Description of the task - Copy the data that follows exactly. Include no pictures.

Information provided -
..............................

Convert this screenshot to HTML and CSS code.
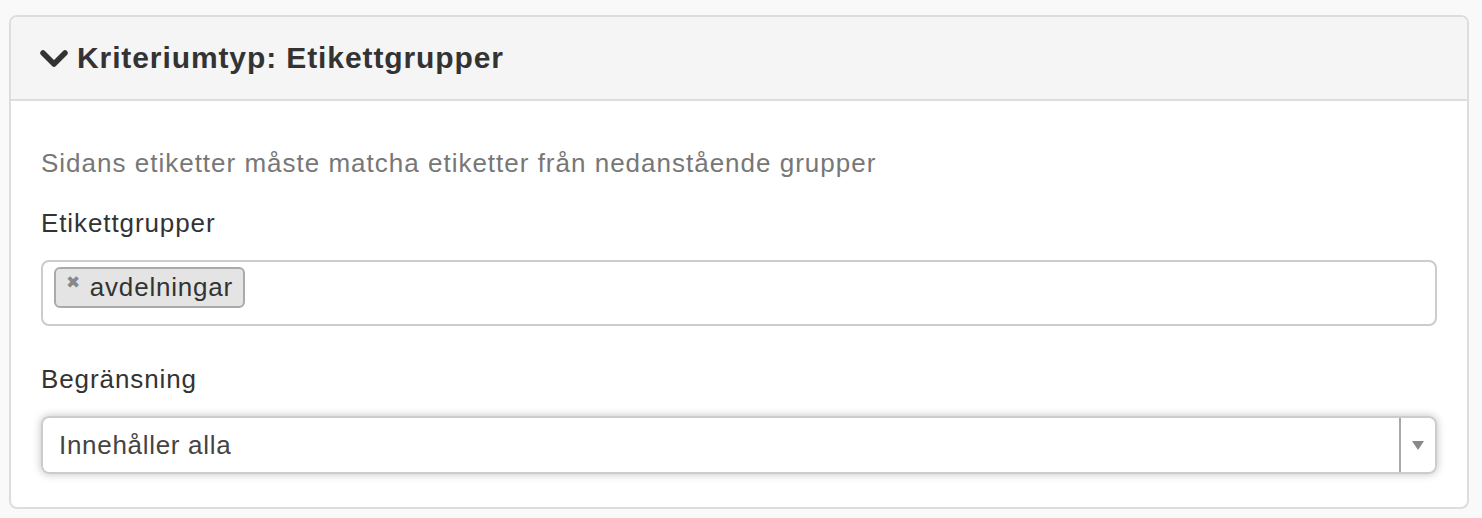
FILE: index.html
```html
<!DOCTYPE html>
<html lang="sv">
<head>
    <meta charset="UTF-8">
    <title>Kriteriumtyp: Etikettgrupper</title>
    <link rel="stylesheet" href="styles.css">
</head>
<body>

<div class="panel">
    <div class="panel-heading">
        <h3 class="panel-title">
            <svg class="chevron" viewBox="0 0 30 20" width="30" height="20">
                <path d="M4 4 L15 15 L26 4" fill="none" stroke="#333" stroke-width="5.5" stroke-linecap="round" stroke-linejoin="round"/>
            </svg>
            Kriteriumtyp: Etikettgrupper
        </h3>
    </div>
    <div class="panel-body">
        <p class="help">Sidans etiketter måste matcha etiketter från nedanstående grupper</p>

        <label class="field-label">Etikettgrupper</label>
        <div class="tag-input">
            <span class="tag"><span class="tag-remove">&#x2716;</span>avdelningar</span>
        </div>

        <label class="field-label">Begränsning</label>
        <div class="select">
            <span class="select-value">Innehåller alla</span>
            <span class="select-arrow"></span>
        </div>
    </div>
</div>

</body>
</html>
```

FILE: styles.css
```css
body {
    margin: 0;
    padding: 15px 13px 11px 9px;
    background-color: #f9f9f9;
    font-family: 'Liberation Sans', Arial, sans-serif;
    color: #333;
}
.panel {
    background-color: #fff;
    border: 2px solid #ddd;
    border-radius: 8px;
    overflow: hidden;
}
.panel-heading {
    background-color: #f5f5f5;
    border-bottom: 2px solid #ddd;
    height: 82px;
    display: flex;
    align-items: center;
    padding: 0 28px;
}
.panel-title {
    margin: 0;
    font-size: 30px;
    letter-spacing: 0.9px;
    font-weight: bold;
    color: #333;
    display: flex;
    align-items: center;
    gap: 8px;
}
.chevron {
    margin-top: 1px;
}
.panel-body {
    padding: 47px 30px 33px 30px;
}
.help {
    margin: 0 0 29px 0;
    font-size: 26px;
    letter-spacing: 1px;
    color: #777;
}
.field-label {
    display: block;
    font-size: 26px;
    letter-spacing: 0.9px;
    margin-bottom: 21px;
}
.tag-input {
    height: 66px;
    border: 2px solid #ccc;
    border-radius: 8px;
    display: flex;
    align-items: flex-start;
    padding: 5px 11px;
    box-sizing: border-box;
    margin-bottom: 38px;
}
.tag {
    display: inline-flex;
    align-items: center;
    height: 41px;
    box-sizing: border-box;
    padding: 0 10px 0 10px;
    background-color: #e4e4e4;
    border: 2px solid #aaa;
    border-radius: 6px;
    font-size: 26px;
    letter-spacing: 0.8px;
    color: #333;
}
.tag-remove {
    font-size: 17px;
    color: #888;
    margin-right: 9px;
    position: relative;
    top: -5px;
}
.select {
    height: 58px;
    border: 2px solid #ccc;
    border-radius: 8px;
    display: flex;
    align-items: center;
    box-sizing: border-box;
    box-shadow: 0 0 8px rgba(0, 0, 0, 0.25);
}
.select-value {
    flex: 1;
    font-size: 26px;
    letter-spacing: 0.7px;
    color: #444;
    padding-left: 16px;
}
.select-arrow {
    width: 34px;
    height: 100%;
    border-left: 2px solid #aaa;
    display: flex;
    align-items: center;
    justify-content: center;
}
.select-arrow::after {
    content: '';
    border-left: 6px solid transparent;
    border-right: 6px solid transparent;
    border-top: 9px solid #888;
}
```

..............................

Response -
Convert this screenshot to HTML and CSS code.
FILE: index.html
```html
<!DOCTYPE html>
<html lang="sv">
<head>
    <meta charset="UTF-8">
    <title>Kriteriumtyp: Etikettgrupper</title>
    <link rel="stylesheet" href="styles.css">
</head>
<body>

<div class="panel">
    <div class="panel-heading">
        <h3 class="panel-title">
            <svg class="chevron" viewBox="0 0 30 20" width="30" height="20">
                <path d="M4 4 L15 15 L26 4" fill="none" stroke="#333" stroke-width="5.5" stroke-linecap="round" stroke-linejoin="round"/>
            </svg>
            Kriteriumtyp: Etikettgrupper
        </h3>
    </div>
    <div class="panel-body">
        <p class="help">Sidans etiketter måste matcha etiketter från nedanstående grupper</p>

        <label class="field-label">Etikettgrupper</label>
        <div class="tag-input">
            <span class="tag"><span class="tag-remove">&#x2716;</span>avdelningar</span>
        </div>

        <label class="field-label">Begränsning</label>
        <div class="select">
            <span class="select-value">Innehåller alla</span>
            <span class="select-arrow"></span>
        </div>
    </div>
</div>

</body>
</html>
```

FILE: styles.css
```css
body {
    margin: 0;
    padding: 15px 13px 11px 9px;
    background-color: #f9f9f9;
    font-family: 'Liberation Sans', Arial, sans-serif;
    color: #333;
}
.panel {
    background-color: #fff;
    border: 2px solid #ddd;
    border-radius: 8px;
    overflow: hidden;
}
.panel-heading {
    background-color: #f5f5f5;
    border-bottom: 2px solid #ddd;
    height: 82px;
    display: flex;
    align-items: center;
    padding: 0 28px;
}
.panel-title {
    margin: 0;
    font-size: 30px;
    letter-spacing: 0.9px;
    font-weight: bold;
    color: #333;
    display: flex;
    align-items: center;
    gap: 8px;
}
.chevron {
    margin-top: 1px;
}
.panel-body {
    padding: 47px 30px 33px 30px;
}
.help {
    margin: 0 0 29px 0;
    font-size: 26px;
    letter-spacing: 1px;
    color: #777;
}
.field-label {
    display: block;
    font-size: 26px;
    letter-spacing: 0.9px;
    margin-bottom: 21px;
}
.tag-input {
    height: 66px;
    border: 2px solid #ccc;
    border-radius: 8px;
    display: flex;
    align-items: flex-start;
    padding: 5px 11px;
    box-sizing: border-box;
    margin-bottom: 38px;
}
.tag {
    display: inline-flex;
    align-items: center;
    height: 41px;
    box-sizing: border-box;
    padding: 0 10px 0 10px;
    background-color: #e4e4e4;
    border: 2px solid #aaa;
    border-radius: 6px;
    font-size: 26px;
    letter-spacing: 0.8px;
    color: #333;
}
.tag-remove {
    font-size: 17px;
    color: #888;
    margin-right: 9px;
    position: relative;
    top: -5px;
}
.select {
    height: 58px;
    border: 2px solid #ccc;
    border-radius: 8px;
    display: flex;
    align-items: center;
    box-sizing: border-box;
    box-shadow: 0 0 8px rgba(0, 0, 0, 0.25);
}
.select-value {
    flex: 1;
    font-size: 26px;
    letter-spacing: 0.7px;
    color: #444;
    padding-left: 16px;
}
.select-arrow {
    width: 34px;
    height: 100%;
    border-left: 2px solid #aaa;
    display: flex;
    align-items: center;
    justify-content: center;
}
.select-arrow::after {
    content: '';
    border-left: 6px solid transparent;
    border-right: 6px solid transparent;
    border-top: 9px solid #888;
}
```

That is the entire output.